Carolina has a history of navigating tough issues together, and over the past six months, we have made significant progress in the realm of public safety.

Student walk on Polk Place with Wilson Library in the background.

Dear Carolina Community,

Last spring, after a series of disturbing public safety incidents on campus, I wrote to you promising to take action to learn from these events and foster an inclusive culture in which all members of our community feel like they are safe and belong. Much has taken place during the past six months, and I write to update you on our efforts.

First, in March, I commissioned an independent, external review of how the University handled four incidents, and that work is now complete. While the review concludes that “the motivations of officers involved were not improper,” it also notes several areas in which there were “breakdowns in police procedures and practices.” Conducted by Charlotte attorney Chris Swecker, the former assistant director of the Federal Bureau of Investigation who also led a campus safety assessment last fall, the review makes 16 recommendations about how to enhance our policies and procedures moving forward. All recommendations will be carefully reviewed, and some have already been implemented.

I thank Mr. Swecker for his thorough and methodological approach, and I am confident that his review will lead us to a better place. I would also like to thank the members of our University Police force, who are committed to providing the campus community with a safe environment that enables us to fulfil our core mission of teaching, learning, research and service.

While this important assessment was underway, we also launched several critical initiatives:

  • The Campus Safety Commission that I convened last spring has met monthly since May and since September has conducted several listening sessions with a wide variety of community members. In the coming weeks, commission members, led by chairs Manny Hernandez, former president of the graduate and professional student federation; Frank Baumgartner, Richard J. Richardson Distinguished Professor of Political Science, College of Arts & Sciences; and DeVetta Holman Nash, resiliency and student support programs coordinator in the Office of Student Wellness, will complete a report summarizing common themes heard in these sessions, as well as recommended action steps to improve public safety and the campus climate. In January, we will host a campus-wide town hall meeting to share the Commission’s report and announce additional new initiatives to enhance public safety. If you haven’t participated in a listening session, I encourage you to attend the town hall.
  • Assistant Vice Chancellor and UNC Police Chief David Perry, who began work in September, and brings 25 years of distinguished service in law enforcement, is already making a difference on campus. We are accelerating our plans to expand security cameras on campus and enhance lighting in key pedestrian corridors. Chief Perry has brought a new focus on community policing that is helping rebuild trust among law enforcement and members of our campus. Early feedback has been extremely positive. Later this month, Chief Perry and members of his team will travel to the national conference for law enforcement accreditation to receive re-accreditation status for updated policies and procedures, many of which were recommended for improvement in the independent review. Additionally, the UNC Police Department Communications Center will receive initial accreditation status at the conference making it the only accredited university communications center in the state.
  • In October, I announced a new vice chancellor of institutional integrity and risk management. George E. Battle III will join us in January 2020 to take a comprehensive, strategic look at campus safety policies and procedures and will be responsible for implementing the recommendations of both the Campus Safety Commission and the Swecker independent review. George will also work closely with the University’s Clery office to address specific areas surfaced in the recent AAU Climate Survey.

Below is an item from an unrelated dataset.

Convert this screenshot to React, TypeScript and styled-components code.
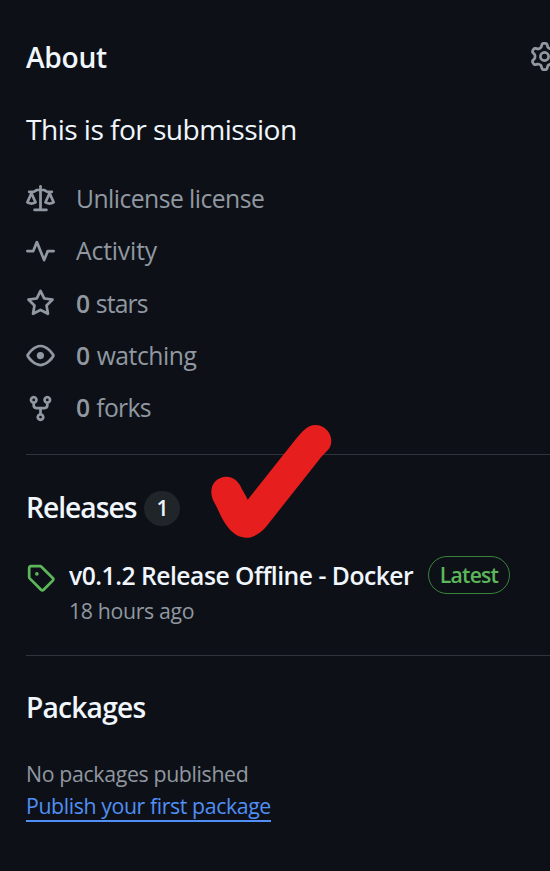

Carolina has a history of navigating tough issues together, and over the past six months, we have made significant progress in the realm of public safety. We must nurture an environment where all members of our community can live, learn and work without fear. Our work is ongoing, and I will continue to keep you informed of our progress.

In the meantime, I would like to thank all students, faculty, and staff who have taken the time to share their thoughts and ideas on this important topic with me, the Campus Safety Commission, or at the listening and learning sessions. It is evident that there are many in our community who care deeply about this topic, and your broad participation will make us all better.